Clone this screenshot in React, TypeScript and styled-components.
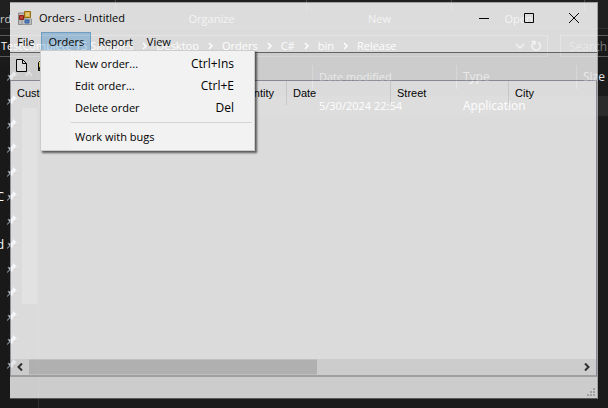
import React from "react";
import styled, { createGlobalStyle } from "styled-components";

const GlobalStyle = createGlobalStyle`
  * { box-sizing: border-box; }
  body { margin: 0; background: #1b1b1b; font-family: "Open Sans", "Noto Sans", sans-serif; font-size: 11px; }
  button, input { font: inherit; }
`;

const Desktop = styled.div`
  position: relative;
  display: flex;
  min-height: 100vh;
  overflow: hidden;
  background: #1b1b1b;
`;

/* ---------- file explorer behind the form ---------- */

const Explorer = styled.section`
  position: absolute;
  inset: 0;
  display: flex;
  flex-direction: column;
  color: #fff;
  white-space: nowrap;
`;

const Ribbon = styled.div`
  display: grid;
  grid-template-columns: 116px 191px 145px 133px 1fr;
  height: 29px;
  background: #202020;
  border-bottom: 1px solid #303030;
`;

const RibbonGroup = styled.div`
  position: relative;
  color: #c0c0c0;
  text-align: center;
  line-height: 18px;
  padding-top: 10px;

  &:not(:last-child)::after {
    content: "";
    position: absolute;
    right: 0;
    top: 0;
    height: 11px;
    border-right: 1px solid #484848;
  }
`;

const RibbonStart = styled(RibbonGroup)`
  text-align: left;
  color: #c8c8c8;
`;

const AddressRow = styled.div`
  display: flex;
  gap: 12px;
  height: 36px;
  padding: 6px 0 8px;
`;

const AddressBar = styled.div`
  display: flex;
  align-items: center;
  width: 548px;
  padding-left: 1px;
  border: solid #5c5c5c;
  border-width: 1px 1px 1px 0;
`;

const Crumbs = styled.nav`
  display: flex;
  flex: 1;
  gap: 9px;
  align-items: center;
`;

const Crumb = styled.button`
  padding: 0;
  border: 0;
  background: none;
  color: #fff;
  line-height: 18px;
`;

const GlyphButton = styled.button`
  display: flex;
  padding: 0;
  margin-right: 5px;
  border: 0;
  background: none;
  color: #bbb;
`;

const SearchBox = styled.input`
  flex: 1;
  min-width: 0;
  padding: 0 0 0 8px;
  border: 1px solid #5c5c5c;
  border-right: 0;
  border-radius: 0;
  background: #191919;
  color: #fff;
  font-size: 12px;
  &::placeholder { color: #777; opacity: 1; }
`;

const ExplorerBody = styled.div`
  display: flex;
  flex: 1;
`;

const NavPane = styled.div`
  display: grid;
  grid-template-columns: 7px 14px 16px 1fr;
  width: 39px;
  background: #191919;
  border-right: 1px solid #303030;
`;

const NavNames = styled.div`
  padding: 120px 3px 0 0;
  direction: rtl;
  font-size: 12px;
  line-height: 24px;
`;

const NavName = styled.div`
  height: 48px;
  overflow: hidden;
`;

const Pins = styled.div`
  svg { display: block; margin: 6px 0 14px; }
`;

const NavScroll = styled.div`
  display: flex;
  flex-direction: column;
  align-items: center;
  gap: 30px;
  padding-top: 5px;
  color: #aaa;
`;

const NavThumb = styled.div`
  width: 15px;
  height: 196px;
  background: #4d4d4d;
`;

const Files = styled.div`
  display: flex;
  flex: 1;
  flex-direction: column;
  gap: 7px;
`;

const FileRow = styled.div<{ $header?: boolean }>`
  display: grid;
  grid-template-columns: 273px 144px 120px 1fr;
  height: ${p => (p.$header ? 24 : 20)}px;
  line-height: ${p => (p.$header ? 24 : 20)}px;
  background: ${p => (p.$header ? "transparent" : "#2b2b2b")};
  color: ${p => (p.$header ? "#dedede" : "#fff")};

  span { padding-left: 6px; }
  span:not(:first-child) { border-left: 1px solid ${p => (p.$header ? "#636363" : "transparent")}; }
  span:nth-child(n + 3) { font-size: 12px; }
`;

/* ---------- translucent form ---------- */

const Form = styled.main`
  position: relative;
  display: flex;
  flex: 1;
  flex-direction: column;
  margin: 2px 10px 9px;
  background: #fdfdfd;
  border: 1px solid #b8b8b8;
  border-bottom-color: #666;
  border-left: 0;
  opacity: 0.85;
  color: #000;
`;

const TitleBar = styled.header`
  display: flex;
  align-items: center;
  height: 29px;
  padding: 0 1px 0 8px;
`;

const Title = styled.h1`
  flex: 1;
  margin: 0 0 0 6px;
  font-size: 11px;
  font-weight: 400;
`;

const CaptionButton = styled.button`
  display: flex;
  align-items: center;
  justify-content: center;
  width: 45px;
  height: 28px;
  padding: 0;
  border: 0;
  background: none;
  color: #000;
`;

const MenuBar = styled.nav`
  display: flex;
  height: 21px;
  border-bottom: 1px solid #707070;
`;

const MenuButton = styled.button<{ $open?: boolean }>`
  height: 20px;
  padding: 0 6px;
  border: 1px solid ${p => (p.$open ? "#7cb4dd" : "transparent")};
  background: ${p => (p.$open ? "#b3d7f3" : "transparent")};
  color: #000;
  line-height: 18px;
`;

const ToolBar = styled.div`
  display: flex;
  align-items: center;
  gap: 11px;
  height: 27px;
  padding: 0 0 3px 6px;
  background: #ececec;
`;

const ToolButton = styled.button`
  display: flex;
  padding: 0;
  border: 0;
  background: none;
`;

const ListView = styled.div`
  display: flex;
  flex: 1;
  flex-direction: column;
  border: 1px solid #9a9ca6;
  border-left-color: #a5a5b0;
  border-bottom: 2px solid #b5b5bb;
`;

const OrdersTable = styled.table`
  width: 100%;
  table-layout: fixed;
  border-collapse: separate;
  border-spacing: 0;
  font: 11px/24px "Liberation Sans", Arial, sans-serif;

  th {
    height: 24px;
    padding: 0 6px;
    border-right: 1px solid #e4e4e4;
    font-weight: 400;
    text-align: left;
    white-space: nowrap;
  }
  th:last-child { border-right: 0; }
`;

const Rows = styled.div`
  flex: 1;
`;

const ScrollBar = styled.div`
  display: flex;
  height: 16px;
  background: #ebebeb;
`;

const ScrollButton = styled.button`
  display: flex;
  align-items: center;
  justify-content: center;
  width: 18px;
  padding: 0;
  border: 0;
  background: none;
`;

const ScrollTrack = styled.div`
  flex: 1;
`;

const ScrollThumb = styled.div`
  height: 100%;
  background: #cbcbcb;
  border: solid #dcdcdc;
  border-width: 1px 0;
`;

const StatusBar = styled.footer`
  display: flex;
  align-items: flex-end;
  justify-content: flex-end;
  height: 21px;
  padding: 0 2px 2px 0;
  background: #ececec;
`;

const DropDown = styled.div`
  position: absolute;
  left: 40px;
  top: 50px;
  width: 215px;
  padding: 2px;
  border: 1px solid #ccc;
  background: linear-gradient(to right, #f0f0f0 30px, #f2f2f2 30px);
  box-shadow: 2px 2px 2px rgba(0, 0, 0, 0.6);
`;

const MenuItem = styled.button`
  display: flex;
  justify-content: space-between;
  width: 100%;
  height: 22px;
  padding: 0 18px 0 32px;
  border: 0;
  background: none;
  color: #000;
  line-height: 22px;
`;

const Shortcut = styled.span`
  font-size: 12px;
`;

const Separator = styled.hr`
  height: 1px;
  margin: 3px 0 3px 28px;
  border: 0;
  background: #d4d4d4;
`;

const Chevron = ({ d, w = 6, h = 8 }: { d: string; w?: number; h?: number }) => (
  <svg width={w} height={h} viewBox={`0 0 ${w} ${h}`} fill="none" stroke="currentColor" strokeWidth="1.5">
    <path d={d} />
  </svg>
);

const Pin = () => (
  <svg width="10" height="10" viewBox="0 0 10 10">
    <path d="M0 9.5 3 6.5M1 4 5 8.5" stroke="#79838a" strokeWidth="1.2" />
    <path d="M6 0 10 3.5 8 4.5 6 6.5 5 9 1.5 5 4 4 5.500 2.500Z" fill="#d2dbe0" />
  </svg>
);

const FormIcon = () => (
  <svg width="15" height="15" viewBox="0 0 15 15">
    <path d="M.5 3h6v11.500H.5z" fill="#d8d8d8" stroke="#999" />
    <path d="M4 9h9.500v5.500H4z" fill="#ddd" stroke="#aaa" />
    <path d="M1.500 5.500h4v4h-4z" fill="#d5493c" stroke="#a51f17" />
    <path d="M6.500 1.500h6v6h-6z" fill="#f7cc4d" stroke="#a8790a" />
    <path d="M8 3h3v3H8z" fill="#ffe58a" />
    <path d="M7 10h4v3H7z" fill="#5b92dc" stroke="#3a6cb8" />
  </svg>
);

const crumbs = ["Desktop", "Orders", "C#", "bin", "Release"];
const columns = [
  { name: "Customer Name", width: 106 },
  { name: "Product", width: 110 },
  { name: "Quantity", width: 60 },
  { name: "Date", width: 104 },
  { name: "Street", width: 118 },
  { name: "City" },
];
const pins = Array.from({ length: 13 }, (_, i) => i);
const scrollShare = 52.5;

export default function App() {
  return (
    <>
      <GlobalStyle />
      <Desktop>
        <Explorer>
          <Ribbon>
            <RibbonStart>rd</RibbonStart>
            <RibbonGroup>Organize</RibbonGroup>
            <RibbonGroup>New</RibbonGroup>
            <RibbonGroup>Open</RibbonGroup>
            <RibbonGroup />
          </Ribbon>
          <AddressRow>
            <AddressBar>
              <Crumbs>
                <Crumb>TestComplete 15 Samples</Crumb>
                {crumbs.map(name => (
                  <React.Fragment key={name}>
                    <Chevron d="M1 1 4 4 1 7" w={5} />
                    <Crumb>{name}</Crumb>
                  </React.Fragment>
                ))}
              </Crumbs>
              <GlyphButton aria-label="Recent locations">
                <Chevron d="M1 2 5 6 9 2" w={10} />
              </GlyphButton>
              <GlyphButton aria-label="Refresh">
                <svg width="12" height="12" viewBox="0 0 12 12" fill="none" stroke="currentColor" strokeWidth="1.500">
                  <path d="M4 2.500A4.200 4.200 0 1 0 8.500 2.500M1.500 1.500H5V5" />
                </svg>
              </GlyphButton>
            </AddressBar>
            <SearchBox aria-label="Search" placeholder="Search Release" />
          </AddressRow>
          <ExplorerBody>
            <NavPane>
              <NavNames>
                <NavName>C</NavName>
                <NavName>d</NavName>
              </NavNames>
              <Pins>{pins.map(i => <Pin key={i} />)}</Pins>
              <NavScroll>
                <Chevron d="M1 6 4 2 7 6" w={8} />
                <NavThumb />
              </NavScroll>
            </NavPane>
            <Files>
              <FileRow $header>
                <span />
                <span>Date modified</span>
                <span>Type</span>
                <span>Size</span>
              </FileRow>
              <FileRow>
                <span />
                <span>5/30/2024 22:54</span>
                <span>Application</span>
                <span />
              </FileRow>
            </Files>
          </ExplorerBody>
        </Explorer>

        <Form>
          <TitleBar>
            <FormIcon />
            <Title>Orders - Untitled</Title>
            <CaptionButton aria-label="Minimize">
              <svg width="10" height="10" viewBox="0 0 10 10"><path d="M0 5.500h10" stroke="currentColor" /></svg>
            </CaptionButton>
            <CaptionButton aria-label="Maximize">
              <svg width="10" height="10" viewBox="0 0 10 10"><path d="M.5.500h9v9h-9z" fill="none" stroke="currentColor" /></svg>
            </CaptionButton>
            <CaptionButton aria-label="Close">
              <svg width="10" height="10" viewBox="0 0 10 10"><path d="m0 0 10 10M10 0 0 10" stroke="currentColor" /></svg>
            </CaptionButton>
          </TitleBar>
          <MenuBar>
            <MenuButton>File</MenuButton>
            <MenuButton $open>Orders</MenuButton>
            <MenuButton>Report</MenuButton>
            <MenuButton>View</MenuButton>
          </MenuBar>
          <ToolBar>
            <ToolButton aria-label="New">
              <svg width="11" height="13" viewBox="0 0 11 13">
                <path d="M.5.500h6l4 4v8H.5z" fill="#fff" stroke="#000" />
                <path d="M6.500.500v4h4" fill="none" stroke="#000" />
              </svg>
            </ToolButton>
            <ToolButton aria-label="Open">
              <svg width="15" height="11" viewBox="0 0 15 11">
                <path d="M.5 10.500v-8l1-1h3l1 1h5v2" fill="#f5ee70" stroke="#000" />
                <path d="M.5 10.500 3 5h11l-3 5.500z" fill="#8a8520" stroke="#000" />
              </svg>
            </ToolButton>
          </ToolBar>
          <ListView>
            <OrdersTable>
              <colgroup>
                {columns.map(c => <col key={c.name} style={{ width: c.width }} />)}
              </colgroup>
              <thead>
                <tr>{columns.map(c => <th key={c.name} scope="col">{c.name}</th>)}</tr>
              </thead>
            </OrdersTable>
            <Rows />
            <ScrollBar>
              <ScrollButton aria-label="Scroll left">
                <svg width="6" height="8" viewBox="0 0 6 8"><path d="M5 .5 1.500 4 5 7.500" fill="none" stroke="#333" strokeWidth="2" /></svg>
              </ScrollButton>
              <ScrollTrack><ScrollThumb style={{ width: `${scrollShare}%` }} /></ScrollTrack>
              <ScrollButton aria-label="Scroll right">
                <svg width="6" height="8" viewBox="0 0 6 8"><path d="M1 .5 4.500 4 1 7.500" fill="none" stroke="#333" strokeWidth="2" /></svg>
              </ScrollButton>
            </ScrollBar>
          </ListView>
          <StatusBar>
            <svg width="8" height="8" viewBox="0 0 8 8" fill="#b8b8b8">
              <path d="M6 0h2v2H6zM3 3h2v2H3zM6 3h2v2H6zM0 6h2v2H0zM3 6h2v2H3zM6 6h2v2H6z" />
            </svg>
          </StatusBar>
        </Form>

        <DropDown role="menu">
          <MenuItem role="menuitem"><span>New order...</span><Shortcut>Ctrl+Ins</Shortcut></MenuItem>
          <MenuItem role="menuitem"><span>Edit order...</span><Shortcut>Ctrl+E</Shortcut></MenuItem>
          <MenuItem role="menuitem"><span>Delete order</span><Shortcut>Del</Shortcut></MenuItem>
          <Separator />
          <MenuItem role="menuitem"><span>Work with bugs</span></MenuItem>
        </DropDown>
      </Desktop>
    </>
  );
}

...

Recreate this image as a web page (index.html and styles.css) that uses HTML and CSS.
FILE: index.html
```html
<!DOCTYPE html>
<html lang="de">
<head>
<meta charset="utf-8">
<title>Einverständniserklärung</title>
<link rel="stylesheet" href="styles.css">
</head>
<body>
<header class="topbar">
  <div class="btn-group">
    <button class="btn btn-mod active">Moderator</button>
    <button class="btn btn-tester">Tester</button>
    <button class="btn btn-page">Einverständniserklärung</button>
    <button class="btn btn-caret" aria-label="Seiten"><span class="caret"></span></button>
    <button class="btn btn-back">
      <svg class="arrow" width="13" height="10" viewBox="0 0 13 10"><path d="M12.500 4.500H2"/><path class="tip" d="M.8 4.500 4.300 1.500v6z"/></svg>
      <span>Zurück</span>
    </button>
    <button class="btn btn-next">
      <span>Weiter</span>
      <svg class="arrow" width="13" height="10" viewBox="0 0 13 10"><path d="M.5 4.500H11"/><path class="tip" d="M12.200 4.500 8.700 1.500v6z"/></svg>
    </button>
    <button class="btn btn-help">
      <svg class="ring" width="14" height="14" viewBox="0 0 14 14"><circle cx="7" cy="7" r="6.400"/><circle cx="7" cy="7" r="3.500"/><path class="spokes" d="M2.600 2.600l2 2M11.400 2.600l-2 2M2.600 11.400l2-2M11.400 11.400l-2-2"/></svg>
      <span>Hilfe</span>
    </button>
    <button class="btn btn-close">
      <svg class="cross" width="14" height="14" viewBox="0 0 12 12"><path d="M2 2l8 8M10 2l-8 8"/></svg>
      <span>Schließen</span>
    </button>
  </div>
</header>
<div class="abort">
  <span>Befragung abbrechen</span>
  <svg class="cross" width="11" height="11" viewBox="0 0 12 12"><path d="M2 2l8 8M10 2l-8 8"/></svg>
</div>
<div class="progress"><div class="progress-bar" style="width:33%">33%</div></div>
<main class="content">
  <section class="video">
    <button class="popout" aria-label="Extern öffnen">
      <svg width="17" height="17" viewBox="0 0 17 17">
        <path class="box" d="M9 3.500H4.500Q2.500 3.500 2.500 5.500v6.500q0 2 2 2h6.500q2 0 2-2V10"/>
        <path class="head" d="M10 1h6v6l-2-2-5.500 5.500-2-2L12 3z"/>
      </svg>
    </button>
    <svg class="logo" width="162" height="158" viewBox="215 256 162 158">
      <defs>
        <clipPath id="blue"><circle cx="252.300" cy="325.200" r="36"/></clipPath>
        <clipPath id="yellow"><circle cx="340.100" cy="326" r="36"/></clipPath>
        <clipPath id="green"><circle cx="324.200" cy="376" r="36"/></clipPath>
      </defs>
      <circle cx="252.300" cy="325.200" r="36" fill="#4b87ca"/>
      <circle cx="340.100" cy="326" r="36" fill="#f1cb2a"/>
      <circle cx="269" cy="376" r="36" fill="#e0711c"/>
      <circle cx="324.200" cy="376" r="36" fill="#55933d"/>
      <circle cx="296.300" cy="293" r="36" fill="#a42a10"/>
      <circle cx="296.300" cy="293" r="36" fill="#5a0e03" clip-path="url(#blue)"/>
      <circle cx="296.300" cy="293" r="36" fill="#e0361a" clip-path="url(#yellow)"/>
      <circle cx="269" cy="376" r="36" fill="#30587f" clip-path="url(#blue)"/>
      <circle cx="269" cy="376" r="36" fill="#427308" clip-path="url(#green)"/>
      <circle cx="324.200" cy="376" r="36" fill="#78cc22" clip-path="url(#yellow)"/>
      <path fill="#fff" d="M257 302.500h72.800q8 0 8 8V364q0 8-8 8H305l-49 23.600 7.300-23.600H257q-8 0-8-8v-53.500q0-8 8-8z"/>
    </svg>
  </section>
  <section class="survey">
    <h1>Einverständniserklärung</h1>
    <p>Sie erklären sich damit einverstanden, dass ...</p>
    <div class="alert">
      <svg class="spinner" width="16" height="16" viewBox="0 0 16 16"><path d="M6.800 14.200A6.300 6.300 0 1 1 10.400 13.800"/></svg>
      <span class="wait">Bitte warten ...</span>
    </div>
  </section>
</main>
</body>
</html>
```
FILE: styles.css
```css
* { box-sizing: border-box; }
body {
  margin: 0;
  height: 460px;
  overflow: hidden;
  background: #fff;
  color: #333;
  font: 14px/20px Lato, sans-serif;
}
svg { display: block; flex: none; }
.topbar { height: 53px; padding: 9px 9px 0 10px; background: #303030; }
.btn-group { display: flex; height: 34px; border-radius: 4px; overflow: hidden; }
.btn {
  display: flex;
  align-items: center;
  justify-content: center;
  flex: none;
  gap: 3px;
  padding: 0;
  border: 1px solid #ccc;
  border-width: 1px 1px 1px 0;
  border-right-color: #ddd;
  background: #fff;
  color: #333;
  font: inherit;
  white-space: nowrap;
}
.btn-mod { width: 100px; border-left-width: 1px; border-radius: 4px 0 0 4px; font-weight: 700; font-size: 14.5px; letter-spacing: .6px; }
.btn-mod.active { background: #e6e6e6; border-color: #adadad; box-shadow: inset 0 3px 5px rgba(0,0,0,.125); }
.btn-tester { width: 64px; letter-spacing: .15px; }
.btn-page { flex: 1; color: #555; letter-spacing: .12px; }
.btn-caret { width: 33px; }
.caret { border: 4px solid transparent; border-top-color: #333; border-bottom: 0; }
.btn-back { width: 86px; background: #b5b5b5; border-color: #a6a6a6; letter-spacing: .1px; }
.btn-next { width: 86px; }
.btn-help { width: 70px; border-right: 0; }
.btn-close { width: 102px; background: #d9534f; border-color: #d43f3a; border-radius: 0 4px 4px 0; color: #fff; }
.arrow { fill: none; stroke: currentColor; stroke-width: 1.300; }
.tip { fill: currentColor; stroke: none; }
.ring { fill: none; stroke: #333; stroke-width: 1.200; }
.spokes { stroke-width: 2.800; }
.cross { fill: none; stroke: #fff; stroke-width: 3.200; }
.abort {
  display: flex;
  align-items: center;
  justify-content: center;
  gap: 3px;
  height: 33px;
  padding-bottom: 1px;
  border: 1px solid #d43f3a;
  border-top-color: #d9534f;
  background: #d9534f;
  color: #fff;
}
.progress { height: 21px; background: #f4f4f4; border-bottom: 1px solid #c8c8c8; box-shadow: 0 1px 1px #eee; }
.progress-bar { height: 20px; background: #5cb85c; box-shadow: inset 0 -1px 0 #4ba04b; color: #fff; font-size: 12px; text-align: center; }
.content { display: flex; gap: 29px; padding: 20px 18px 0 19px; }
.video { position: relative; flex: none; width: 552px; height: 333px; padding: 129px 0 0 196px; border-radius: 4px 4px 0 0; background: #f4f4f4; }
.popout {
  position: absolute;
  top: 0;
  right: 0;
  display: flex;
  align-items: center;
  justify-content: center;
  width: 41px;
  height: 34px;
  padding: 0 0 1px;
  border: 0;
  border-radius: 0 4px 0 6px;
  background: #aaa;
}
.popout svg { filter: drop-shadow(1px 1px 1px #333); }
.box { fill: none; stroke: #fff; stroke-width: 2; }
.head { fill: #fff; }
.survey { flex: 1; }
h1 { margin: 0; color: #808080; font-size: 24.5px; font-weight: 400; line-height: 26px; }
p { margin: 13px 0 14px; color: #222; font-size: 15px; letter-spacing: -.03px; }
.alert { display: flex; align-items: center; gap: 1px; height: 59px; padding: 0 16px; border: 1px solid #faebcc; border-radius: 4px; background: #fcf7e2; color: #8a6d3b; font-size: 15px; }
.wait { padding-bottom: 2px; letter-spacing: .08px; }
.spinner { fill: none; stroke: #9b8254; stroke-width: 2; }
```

--

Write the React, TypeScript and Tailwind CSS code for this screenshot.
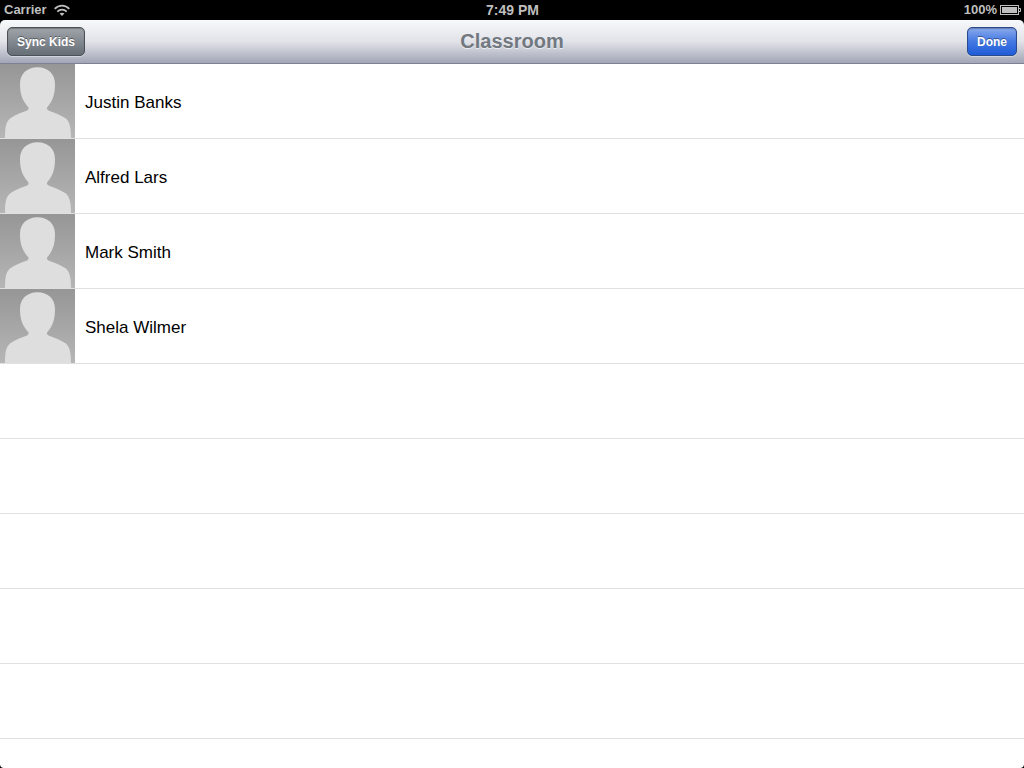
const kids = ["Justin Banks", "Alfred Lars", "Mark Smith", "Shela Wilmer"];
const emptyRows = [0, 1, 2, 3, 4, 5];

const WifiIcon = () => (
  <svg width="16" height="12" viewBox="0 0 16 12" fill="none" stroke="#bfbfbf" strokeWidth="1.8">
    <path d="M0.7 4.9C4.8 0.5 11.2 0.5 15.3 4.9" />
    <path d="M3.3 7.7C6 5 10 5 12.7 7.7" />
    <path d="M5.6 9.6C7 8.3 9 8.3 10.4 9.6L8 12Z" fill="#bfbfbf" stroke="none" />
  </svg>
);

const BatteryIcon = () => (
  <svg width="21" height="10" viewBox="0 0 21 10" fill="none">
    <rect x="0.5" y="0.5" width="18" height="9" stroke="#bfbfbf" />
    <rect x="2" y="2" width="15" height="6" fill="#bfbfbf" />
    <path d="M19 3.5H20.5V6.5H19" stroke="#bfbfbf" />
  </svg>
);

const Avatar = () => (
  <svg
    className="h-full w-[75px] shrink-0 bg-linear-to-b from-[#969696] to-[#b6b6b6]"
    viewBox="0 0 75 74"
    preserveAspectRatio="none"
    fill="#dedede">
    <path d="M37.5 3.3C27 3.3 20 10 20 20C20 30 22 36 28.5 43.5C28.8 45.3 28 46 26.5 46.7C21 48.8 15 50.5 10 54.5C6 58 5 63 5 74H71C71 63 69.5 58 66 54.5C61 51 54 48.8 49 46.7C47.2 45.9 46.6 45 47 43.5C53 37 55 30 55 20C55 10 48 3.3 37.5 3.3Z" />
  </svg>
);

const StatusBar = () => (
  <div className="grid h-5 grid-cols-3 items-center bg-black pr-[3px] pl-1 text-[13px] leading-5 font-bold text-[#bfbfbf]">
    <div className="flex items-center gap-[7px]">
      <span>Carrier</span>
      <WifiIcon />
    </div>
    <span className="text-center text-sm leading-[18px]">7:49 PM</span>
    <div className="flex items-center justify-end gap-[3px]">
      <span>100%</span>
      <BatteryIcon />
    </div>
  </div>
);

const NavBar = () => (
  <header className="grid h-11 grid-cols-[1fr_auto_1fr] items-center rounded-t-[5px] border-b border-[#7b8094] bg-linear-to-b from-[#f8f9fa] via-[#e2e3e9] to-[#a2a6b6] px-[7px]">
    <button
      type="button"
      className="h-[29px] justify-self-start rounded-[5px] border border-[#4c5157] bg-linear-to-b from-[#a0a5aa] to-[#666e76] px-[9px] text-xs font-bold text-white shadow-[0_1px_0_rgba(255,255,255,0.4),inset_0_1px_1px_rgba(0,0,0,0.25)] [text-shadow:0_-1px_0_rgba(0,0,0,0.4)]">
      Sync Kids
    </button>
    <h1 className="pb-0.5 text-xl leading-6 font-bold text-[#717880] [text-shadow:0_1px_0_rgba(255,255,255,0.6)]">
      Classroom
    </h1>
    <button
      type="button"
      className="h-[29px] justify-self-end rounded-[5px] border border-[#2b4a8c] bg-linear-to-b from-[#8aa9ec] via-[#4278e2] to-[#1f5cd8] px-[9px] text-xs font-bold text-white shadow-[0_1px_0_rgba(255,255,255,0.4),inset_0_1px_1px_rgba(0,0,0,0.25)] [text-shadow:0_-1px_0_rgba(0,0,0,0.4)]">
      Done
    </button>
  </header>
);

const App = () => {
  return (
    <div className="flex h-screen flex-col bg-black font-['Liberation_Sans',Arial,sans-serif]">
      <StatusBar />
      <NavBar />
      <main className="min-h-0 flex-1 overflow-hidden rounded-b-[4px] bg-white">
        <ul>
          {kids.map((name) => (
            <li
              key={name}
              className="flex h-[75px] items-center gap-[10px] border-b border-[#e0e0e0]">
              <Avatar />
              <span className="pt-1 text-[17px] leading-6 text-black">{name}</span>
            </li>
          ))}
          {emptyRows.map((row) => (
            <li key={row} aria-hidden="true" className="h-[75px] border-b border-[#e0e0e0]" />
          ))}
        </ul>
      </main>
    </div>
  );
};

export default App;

▶ _Set task_
Collect each line holding the string "this".

▶ _Problem solution_
Clone this screenshot in React, TypeScript and styled-components.
Recreate this image as a web page (index.html and styles.css) that uses HTML and CSS.
Write the React, TypeScript and Tailwind CSS code for this screenshot.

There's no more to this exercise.